DATASET EXCERPT ::

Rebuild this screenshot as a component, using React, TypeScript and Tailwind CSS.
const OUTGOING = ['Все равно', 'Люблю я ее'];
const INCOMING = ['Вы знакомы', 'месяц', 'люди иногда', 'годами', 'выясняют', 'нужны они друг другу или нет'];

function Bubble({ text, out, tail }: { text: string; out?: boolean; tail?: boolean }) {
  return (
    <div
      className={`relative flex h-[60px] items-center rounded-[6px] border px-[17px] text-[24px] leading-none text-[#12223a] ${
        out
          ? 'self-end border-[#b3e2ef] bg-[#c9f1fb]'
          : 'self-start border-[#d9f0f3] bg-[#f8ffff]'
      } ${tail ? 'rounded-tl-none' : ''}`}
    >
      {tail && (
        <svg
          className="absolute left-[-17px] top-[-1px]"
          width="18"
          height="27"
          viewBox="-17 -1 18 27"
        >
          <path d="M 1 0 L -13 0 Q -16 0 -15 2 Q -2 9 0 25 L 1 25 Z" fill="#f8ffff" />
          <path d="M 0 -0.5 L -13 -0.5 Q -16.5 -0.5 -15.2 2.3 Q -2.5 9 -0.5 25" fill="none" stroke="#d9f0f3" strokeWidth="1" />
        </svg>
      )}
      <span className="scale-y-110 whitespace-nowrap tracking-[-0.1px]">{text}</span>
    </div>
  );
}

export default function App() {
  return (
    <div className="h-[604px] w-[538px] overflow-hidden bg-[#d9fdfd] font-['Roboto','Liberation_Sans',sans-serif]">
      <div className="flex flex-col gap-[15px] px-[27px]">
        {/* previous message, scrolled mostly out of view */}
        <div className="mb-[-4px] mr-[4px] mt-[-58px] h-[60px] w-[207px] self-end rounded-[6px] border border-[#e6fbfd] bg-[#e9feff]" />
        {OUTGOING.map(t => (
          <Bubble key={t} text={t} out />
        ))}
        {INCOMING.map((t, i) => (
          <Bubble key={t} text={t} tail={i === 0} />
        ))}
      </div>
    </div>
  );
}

SET TASK ::
Output all of the material exactly as written.

WRITTEN RESPONSE ::
Rebuild this screenshot as a component, using React, TypeScript and Tailwind CSS.
const OUTGOING = ['Все равно', 'Люблю я ее'];
const INCOMING = ['Вы знакомы', 'месяц', 'люди иногда', 'годами', 'выясняют', 'нужны они друг другу или нет'];

function Bubble({ text, out, tail }: { text: string; out?: boolean; tail?: boolean }) {
  return (
    <div
      className={`relative flex h-[60px] items-center rounded-[6px] border px-[17px] text-[24px] leading-none text-[#12223a] ${
        out
          ? 'self-end border-[#b3e2ef] bg-[#c9f1fb]'
          : 'self-start border-[#d9f0f3] bg-[#f8ffff]'
      } ${tail ? 'rounded-tl-none' : ''}`}
    >
      {tail && (
        <svg
          className="absolute left-[-17px] top-[-1px]"
          width="18"
          height="27"
          viewBox="-17 -1 18 27"
        >
          <path d="M 1 0 L -13 0 Q -16 0 -15 2 Q -2 9 0 25 L 1 25 Z" fill="#f8ffff" />
          <path d="M 0 -0.5 L -13 -0.5 Q -16.5 -0.5 -15.2 2.3 Q -2.5 9 -0.5 25" fill="none" stroke="#d9f0f3" strokeWidth="1" />
        </svg>
      )}
      <span className="scale-y-110 whitespace-nowrap tracking-[-0.1px]">{text}</span>
    </div>
  );
}

export default function App() {
  return (
    <div className="h-[604px] w-[538px] overflow-hidden bg-[#d9fdfd] font-['Roboto','Liberation_Sans',sans-serif]">
      <div className="flex flex-col gap-[15px] px-[27px]">
        {/* previous message, scrolled mostly out of view */}
        <div className="mb-[-4px] mr-[4px] mt-[-58px] h-[60px] w-[207px] self-end rounded-[6px] border border-[#e6fbfd] bg-[#e9feff]" />
        {OUTGOING.map(t => (
          <Bubble key={t} text={t} out />
        ))}
        {INCOMING.map((t, i) => (
          <Bubble key={t} text={t} tail={i === 0} />
        ))}
      </div>
    </div>
  );
}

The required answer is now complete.